3.4 Experimental result

In this section, we introduce the perform simulation in IoT to evaluate the effectiveness and performance of our approach. Then we compare and analyze the result of our scheme and others. MATLAB10 was used in our simulation for a performance analysis.

The load problem being defined as a nonlinear problem with linear constraints, we also present the results obtained by the simulation. We obtain the proportions of traffic very close to the optimal case. In Figs. 2 and 3, we note that the most consuming is proportional when the number of sensor nodes is very large and network regions in IoT.

Fig. 2
figure 2

Migration by number of nodes

Fig. 3
figure 3

Migration by number of regions

Our scheme is better than the dynamic scheme even though the number of sensor nodes increased, the occurrence of migration for load-balancing did not increase as much in IoT. As shown in Fig. 2, when the number of mobile nodes exceeds 700, our scheme is a difference between the dynamic schemes.

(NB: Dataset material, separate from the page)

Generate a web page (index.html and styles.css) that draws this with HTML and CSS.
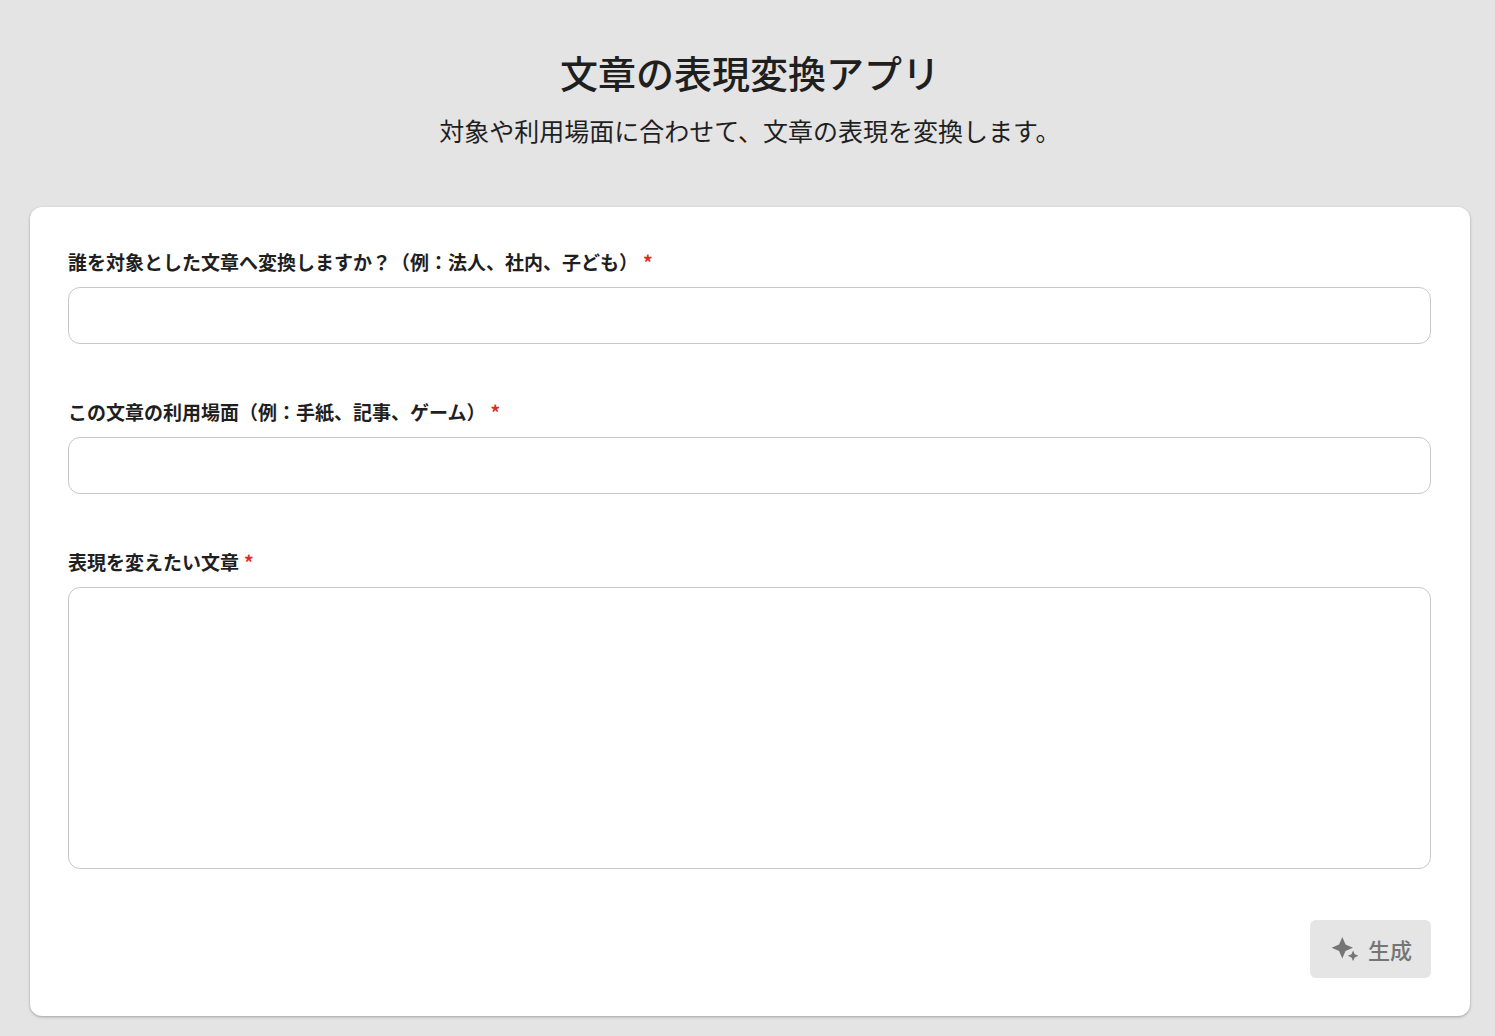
FILE: index.html
```html
<!DOCTYPE html>
<html lang="ja">
<head>
  <meta charset="utf-8">
  <meta name="viewport" content="width=device-width, initial-scale=1">
  <title>文章の表現変換アプリ</title>
  <link rel="stylesheet" href="styles.css">
</head>
<body>
  <header class="page-header">
    <h1 class="page-title">文章の表現変換アプリ</h1>
    <p class="page-lead">対象や利用場面に合わせて、文章の表現を変換します。</p>
  </header>
  <main>
    <form class="card">
      <div class="field">
        <label class="field-label" for="audience">誰を対象とした文章へ変換しますか？（例：法人、社内、子ども）<span class="required">*</span></label>
        <input class="control" type="text" id="audience" required>
      </div>
      <div class="field">
        <label class="field-label" for="scene">この文章の利用場面（例：手紙、記事、ゲーム）<span class="required">*</span></label>
        <input class="control" type="text" id="scene" required>
      </div>
      <div class="field">
        <label class="field-label" for="source">表現を変えたい文章<span class="required">*</span></label>
        <textarea class="control control-multiline" id="source" required></textarea>
      </div>
      <button class="generate" type="submit" disabled>
        <svg class="generate-icon" viewBox="0 0 30 30" aria-hidden="true">
          <path d="M13.3 3.1L16.5 10.6L24 13.8L16.5 17L13.3 24.5L10.1 17L2.6 13.8L10.1 10.6Z"/>
          <path d="M24.1 16.4L25.7 20.2L29.4 21.8L25.7 23.4L24.1 27.2L22.5 23.4L18.8 21.8L22.5 20.2Z"/>
        </svg>
        <span>生成</span>
      </button>
    </form>
  </main>
</body>
</html>
```

FILE: styles.css
```css
*,
*::before,
*::after {
  box-sizing: border-box;
}

body {
  margin: 0;
  padding: 46px 25px 20px 30px;
  background: #e4e4e4;
  color: #1f1f1f;
  font-family: "Noto Sans CJK JP", sans-serif;
}

.page-header {
  margin-bottom: 57px;
  text-align: center;
}

.page-title {
  margin: 0 0 12px;
  font-size: 38px;
  font-weight: 500;
  line-height: 52px;
}

.page-lead {
  margin: 0;
  font-size: 25px;
  line-height: 40px;
}

.card {
  display: flex;
  flex-direction: column;
  gap: 51px;
  padding: 38px 39px 38px 38px;
  border-radius: 12px;
  background: #fff;
  box-shadow: 0 1px 3px rgba(0, 0, 0, 0.3);
}

.field {
  display: flex;
  flex-direction: column;
  gap: 8px;
}

.field-label {
  font-size: 19px;
  font-weight: 700;
  line-height: 34px;
}

.required {
  margin-left: 5px;
  color: #d93025;
}

.control {
  width: 100%;
  height: 57px;
  padding: 12px 18px;
  border: 1px solid #c8c8c8;
  border-radius: 12px;
  background: #fff;
  color: inherit;
  font: inherit;
  font-size: 19px;
}

.control-multiline {
  display: block;
  height: 282px;
  resize: none;
}

.generate {
  display: flex;
  align-items: center;
  align-self: flex-end;
  gap: 9px;
  height: 58px;
  padding: 0 19px;
  border: 0;
  border-radius: 6px;
  background: #e5e5e5;
  color: #757575;
  font-family: inherit;
  font-size: 22px;
  font-weight: 500;
}

.generate-icon {
  width: 30px;
  height: 30px;
  fill: currentColor;
}
```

In addition, we triggered messages between mobile nodes in order to measure the migration of regions in IoT. We note that such migration occurs less frequently than dynamic scheme as Fig. 3.

4 Conclusion

In this paper, we have proposed a load balance scheme through Loadbot and Balancebot that measure network load and process structural configuration by analyzing a large amount of user data and network load, and applying Deep Learning’s Deep Belief Network method and processes a neural load prediction algorithm based on Deep Learning’s Q-learning method and neural prior ensemble in order to achieve efficient load-balancing in IoT. We address the key functions for our proposed scheme and simulate the efficiency of our proposed scheme using mathematical modelling. Then, we compare the results with the previous researches. Our results show the effeteness of ours, and it is required that further works for more comparison with previous researches.